The 73-year-old, a former foreign minister who recently acted as the European Union's Brexit negotiator, is the oldest premier in the history of modern France.
Taking over from 35-year-old Gabriel Attal, a centrist half his age who was the country's first openly gay premier, Barnier pledged to take on his new task with "humility".
He said education, security and "immigration control" were his priorities and said he would be unafraid to speak the truth on the country's "financial debt", but also promised "change".
President Emmanuel Macron named Barnier after weeks of impasse as France hosted the Olympics and part of the Paralympics after his centrist alliance lost its relative majority in parliament in a snap election.
Macron took the risk of dissolving parliament in June and calling for the vote after the far right trounced his alliance in European elections.
The election saw a left-wing alliance emerge as France's biggest political force, but without enough seats for an overall majority.
Instead the anti-immigration far-right National Rally (RN) of Marine Le Pen became the single largest party in the lower chamber of the European Union's second largest economy, with the most votes in any confidence motion, followed by Macron's centrist group.
Le Pen, who leads RN lawmakers in parliament, has said her party would not be part of the new cabinet, but would wait for Barnier's first policy speech in front of parliament to decide whether or not to back him.
Critics say Macron has made Le Pen the de-facto kingmaker, despite long presenting himself as a bulwark against the far right.
- 'Betrayed' -
The left in particular has reeled at Barnier's nomination and will likely seek to topple him in the lower house.
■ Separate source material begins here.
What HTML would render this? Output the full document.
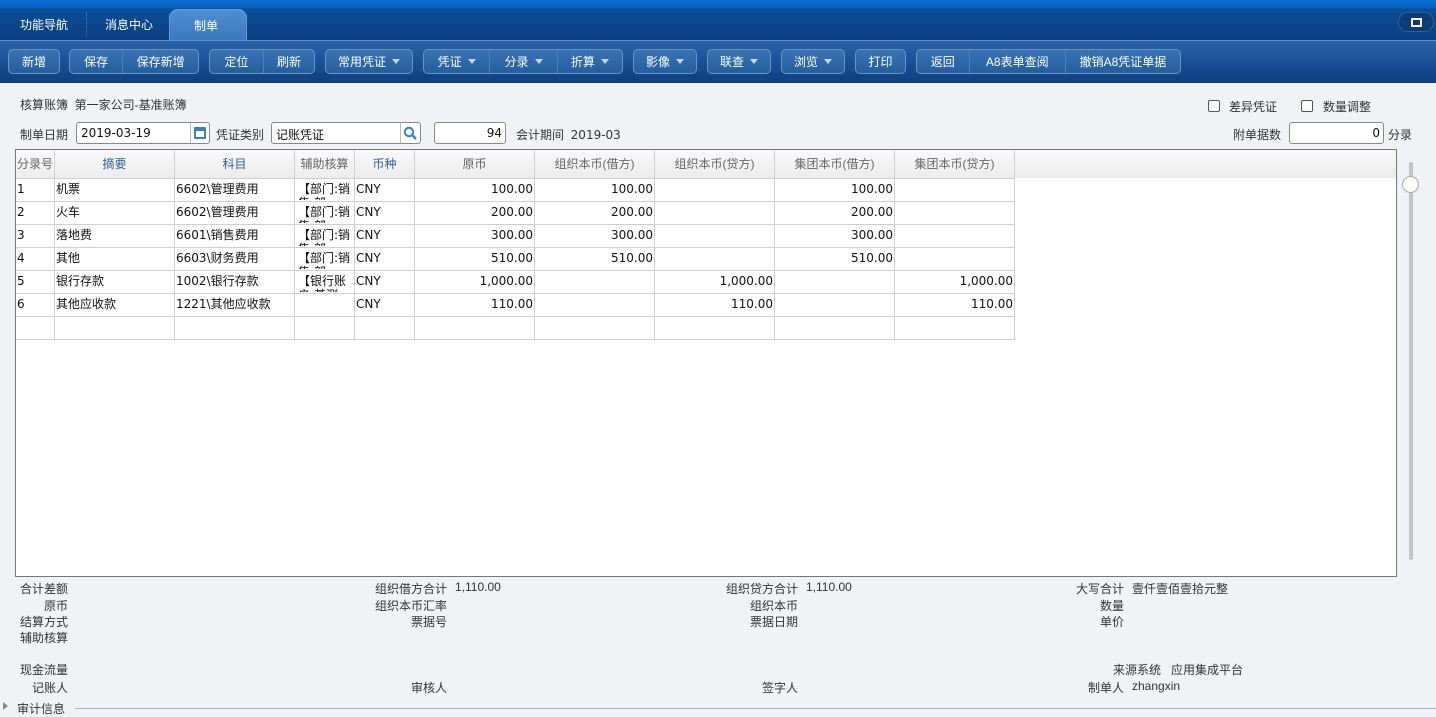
<!DOCTYPE html>
<html><head><meta charset="utf-8">
<style>
*{margin:0;padding:0;box-sizing:border-box}
body{width:1436px;height:710px;overflow:hidden;background:#f1f2f6;font-family:"Liberation Sans","Noto Sans CJK SC",sans-serif;font-size:12px;color:#333;position:relative}
.a{position:absolute;white-space:nowrap}
.dv{font-family:"DejaVu Sans","Noto Sans CJK SC",sans-serif}
#top{position:absolute;left:0;top:0;width:1436px;height:40px;background:linear-gradient(#0a6fd6 0,#0a62c4 7px,#0b4e98 9px,#0a3f7f 40px)}
.tab{position:absolute;top:16px;color:#fff;font-size:12px}
#act{position:absolute;left:169px;top:9px;width:78px;height:32px;border-radius:9px 9px 0 0;background:linear-gradient(#4f8ed0,#3a78bd);border:1px solid #6aa0d8;border-bottom:none}
#tb{position:absolute;left:0;top:40px;width:1436px;height:43px;background:linear-gradient(#2a64a8,#154d92 60%,#0d3f7f);border-top:1px solid #5d8fcb}
.g{position:absolute;top:8px;height:25px;border:1px solid #6b94c4;border-radius:5px;background:linear-gradient(#3a73b3,#235e9f);display:flex}
.g span{color:#fff;display:flex;align-items:center;justify-content:center;height:100%;border-left:1px solid #4e7fb8}
.g span:first-child{border-left:none}
.tri{display:inline-block;width:0;height:0;border-left:4px solid transparent;border-right:4px solid transparent;border-top:5px solid #c8d6ea;margin-left:6px}
.inp{position:absolute;height:22px;background:#fff;border:1px solid #888;border-radius:3px}
.cb{position:absolute;width:12px;height:12px;border:1px solid #555;border-radius:2px;background:#fff}
#grid{position:absolute;left:15px;top:149px;width:1382px;height:428px;border:1px solid #777;background:#fff;overflow:hidden}
table{border-collapse:collapse;position:absolute;left:-4px;top:-1px;table-layout:fixed}
td{border:1px solid #d0d0d0;height:23px;padding:0 1px;vertical-align:top;font-size:12px;color:#111;overflow:hidden;white-space:nowrap;line-height:14px;font-family:"DejaVu Sans","Noto Sans CJK SC",sans-serif}
td div{height:21px;overflow:hidden;padding-top:3px}
td.f div{padding-left:3px}
th{height:29px;border:1px solid #d0d0d0;border-top:none;background:linear-gradient(#fafafa,#ececec);font-weight:normal;color:#666;font-size:12px}
th.f{padding-left:3px}
th.b{color:#2f5f9f}
td.r{text-align:right}
td.w div{white-space:normal;padding-left:2px}
.lb{position:absolute;text-align:right;white-space:nowrap}
</style></head><body>
<div id="top">
<div class="tab" style="left:20px">功能导航</div>
<div style="position:absolute;left:86px;top:12px;height:24px;border-left:1px dotted #4f7fb5"></div>
<div class="tab" style="left:105px">消息中心</div>
<div id="act"><span class="a" style="left:24px;top:7px;color:#fff">制单</span></div>
<div style="position:absolute;left:1398px;top:12px;width:36px;height:20px;border-radius:10px;background:#0c3b75;border:1px solid #2e5e99"><div style="position:absolute;left:12px;top:5px;width:11px;height:9px;border:2px solid #fff"></div></div>
</div>
<div id="tb">
<div class="g" style="left:8px;width:52px"><span style="width:52px">新增</span></div>
<div class="g" style="left:69px;width:130px"><span style="width:53px">保存</span><span style="width:77px">保存新增</span></div>
<div class="g" style="left:209px;width:106px"><span style="width:54px">定位</span><span style="width:52px">刷新</span></div>
<div class="g" style="left:325px;width:88px"><span style="width:88px">常用凭证<i class="tri"></i></span></div>
<div class="g" style="left:423px;width:200px"><span style="width:66px">凭证<i class="tri"></i></span><span style="width:68px">分录<i class="tri"></i></span><span style="width:66px">折算<i class="tri"></i></span></div>
<div class="g" style="left:633px;width:64px"><span style="width:64px">影像<i class="tri"></i></span></div>
<div class="g" style="left:707px;width:64px"><span style="width:64px">联查<i class="tri"></i></span></div>
<div class="g" style="left:781px;width:64px"><span style="width:64px">浏览<i class="tri"></i></span></div>
<div class="g" style="left:855px;width:51px"><span style="width:51px">打印</span></div>
<div class="g" style="left:916px;width:265px"><span style="width:52px">返回</span><span style="width:97px">A8表单查阅</span><span style="width:116px">撤销A8凭证单据</span></div>
</div>

<div class="a" style="left:20px;top:96px">核算账簿&nbsp;&nbsp;第一家公司-基准账簿</div>
<div class="a" style="left:20px;top:126px">制单日期</div>
<div class="inp" style="left:76px;top:122px;width:134px"><span class="a dv" style="left:4px;top:3px;color:#111">2019-03-19</span><div style="position:absolute;left:113px;top:0;height:20px;border-left:1px solid #bbb"></div><div style="position:absolute;left:117px;top:4px;width:12px;height:12px;border:2px solid #3d7cc0;border-top-width:4px;border-radius:1px"></div></div>
<div class="a" style="left:216px;top:126px">凭证类别</div>
<div class="inp" style="left:271px;top:122px;width:150px"><span class="a" style="left:4px;top:3px;color:#111">记账凭证</span><div style="position:absolute;left:128px;top:0;height:20px;border-left:1px solid #bbb"></div>
<svg style="position:absolute;left:131px;top:3px" width="15" height="15"><circle cx="6" cy="6" r="4.2" fill="none" stroke="#3d7cc0" stroke-width="2"/><path d="M9 9l4 4" stroke="#3d7cc0" stroke-width="2.4"/></svg></div>
<div class="inp" style="left:434px;top:122px;width:72px"><span class="a dv" style="right:3px;top:3px;color:#111">94</span></div>
<div class="a" style="left:516px;top:126px">会计期间&nbsp;&nbsp;<span class="dv">2019-03</span></div>
<div class="cb" style="left:1208px;top:100px"></div><div class="a" style="left:1229px;top:98px">差异凭证</div>
<div class="cb" style="left:1301px;top:100px"></div><div class="a" style="left:1323px;top:98px">数量调整</div>
<div class="a" style="left:1233px;top:126px">附单据数</div>
<div class="inp" style="left:1289px;top:122px;width:95px"><span class="a dv" style="right:3px;top:3px;color:#111">0</span></div>
<div class="a" style="left:1388px;top:126px">分录</div>

<div id="grid">
<div style="position:absolute;left:0;top:0;width:1380px;height:28px;background:linear-gradient(#fafafa,#ececec)"></div>
<table>
<colgroup><col style="width:42px"><col style="width:120px"><col style="width:120px"><col style="width:60px"><col style="width:60px"><col style="width:120px"><col style="width:120px"><col style="width:120px"><col style="width:120px"><col style="width:120px"></colgroup>
<tr><th class="f">分录号</th><th class="b">摘要</th><th class="b">科目</th><th>辅助核算</th><th class="b">币种</th><th>原币</th><th>组织本币(借方)</th><th>组织本币(贷方)</th><th>集团本币(借方)</th><th>集团本币(贷方)</th></tr>
<tr><td class="f"><div>1</div></td><td><div>机票</div></td><td><div>6602\管理费用</div></td><td class="w"><div>【部门:销售 部</div></td><td><div>CNY</div></td><td class="r"><div>100.00</div></td><td class="r"><div>100.00</div></td><td></td><td class="r"><div>100.00</div></td><td></td></tr>
<tr><td class="f"><div>2</div></td><td><div>火车</div></td><td><div>6602\管理费用</div></td><td class="w"><div>【部门:销售 部</div></td><td><div>CNY</div></td><td class="r"><div>200.00</div></td><td class="r"><div>200.00</div></td><td></td><td class="r"><div>200.00</div></td><td></td></tr>
<tr><td class="f"><div>3</div></td><td><div>落地费</div></td><td><div>6601\销售费用</div></td><td class="w"><div>【部门:销售 部</div></td><td><div>CNY</div></td><td class="r"><div>300.00</div></td><td class="r"><div>300.00</div></td><td></td><td class="r"><div>300.00</div></td><td></td></tr>
<tr><td class="f"><div>4</div></td><td><div>其他</div></td><td><div>6603\财务费用</div></td><td class="w"><div>【部门:销售 部</div></td><td><div>CNY</div></td><td class="r"><div>510.00</div></td><td class="r"><div>510.00</div></td><td></td><td class="r"><div>510.00</div></td><td></td></tr>
<tr><td class="f"><div>5</div></td><td><div>银行存款</div></td><td><div>1002\银行存款</div></td><td class="w"><div>【银行账户:基测</div></td><td><div>CNY</div></td><td class="r"><div>1,000.00</div></td><td></td><td class="r"><div>1,000.00</div></td><td></td><td class="r"><div>1,000.00</div></td></tr>
<tr><td class="f"><div>6</div></td><td><div>其他应收款</div></td><td><div>1221\其他应收款</div></td><td></td><td><div>CNY</div></td><td class="r"><div>110.00</div></td><td></td><td class="r"><div>110.00</div></td><td></td><td class="r"><div>110.00</div></td></tr>
<tr><td></td><td></td><td></td><td></td><td></td><td></td><td></td><td></td><td></td><td></td></tr>
</table>
</div>
<div style="position:absolute;left:1409px;top:162px;width:4px;height:398px;background:#c4c4c8;border-radius:2px"></div>
<div style="position:absolute;left:1402px;top:176px;width:17px;height:17px;border-radius:50%;background:#fff;border:1px solid #aaa"></div>

<div class="lb" style="right:1368px;top:580px">合计差额</div>
<div class="lb" style="right:1368px;top:597px">原币</div>
<div class="lb" style="right:1368px;top:613px">结算方式</div>
<div class="lb" style="right:1368px;top:629px">辅助核算</div>
<div class="lb" style="right:1368px;top:661px">现金流量</div>
<div class="lb" style="right:1368px;top:679px">记账人</div>
<div class="lb" style="right:989px;top:580px">组织借方合计</div><div class="a" style="left:455px;top:580px">1,110.00</div>
<div class="lb" style="right:989px;top:597px">组织本币汇率</div>
<div class="lb" style="right:989px;top:613px">票据号</div>
<div class="lb" style="right:989px;top:679px">审核人</div>
<div class="lb" style="right:638px;top:580px">组织贷方合计</div><div class="a" style="left:806px;top:580px">1,110.00</div>
<div class="lb" style="right:638px;top:597px">组织本币</div>
<div class="lb" style="right:638px;top:613px">票据日期</div>
<div class="lb" style="right:638px;top:679px">签字人</div>
<div class="lb" style="right:312px;top:580px">大写合计</div><div class="a" style="left:1132px;top:580px">壹仟壹佰壹拾元整</div>
<div class="lb" style="right:312px;top:597px">数量</div>
<div class="lb" style="right:312px;top:613px">单价</div>
<div class="lb" style="right:275px;top:661px">来源系统</div><div class="a" style="left:1171px;top:661px">应用集成平台</div>
<div class="lb" style="right:312px;top:679px">制单人</div><div class="a" style="left:1132px;top:679px">zhangxin</div>
<div style="position:absolute;left:3px;top:702px;width:0;height:0;border-top:4px solid transparent;border-bottom:4px solid transparent;border-left:5px solid #888"></div>
<div class="a" style="left:17px;top:700px">审计信息</div>
<div style="position:absolute;left:75px;top:708px;width:1361px;border-top:1px solid #a8b0bc"></div>
</body></html>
"I am very angry, like millions of French voters who I think feel betrayed," Lucie Castets, the 37-year-old economist who the left wanted to become premier, told RTL. "The president is placing himself in cohabitation with the National Rally," she said, vowing to table a motion of no confidence against Barnier.
Le Monde daily described Barnier as a "prime minister under the surveillance of the RN". The left-leaning Liberation daily put a picture of Barnier on its front page with "approved by Marine Le Pen" as a rubber stamp.
Barnier was to meet Attal, who remains leader of the president's centrist Together for the Republic (EPR) group in parliament, on Friday before talking to the leaders of his own Republicans (LR) party to discuss the make-up of a new cabinet, his aides said.
Meetings with left-wing politicians, the hard-left France Unbowed (LFI) party and the RN should follow, the aides said.
"He wants solid, competent and effective ministers," one of his aides said, and "will have the freedom of choosing" them.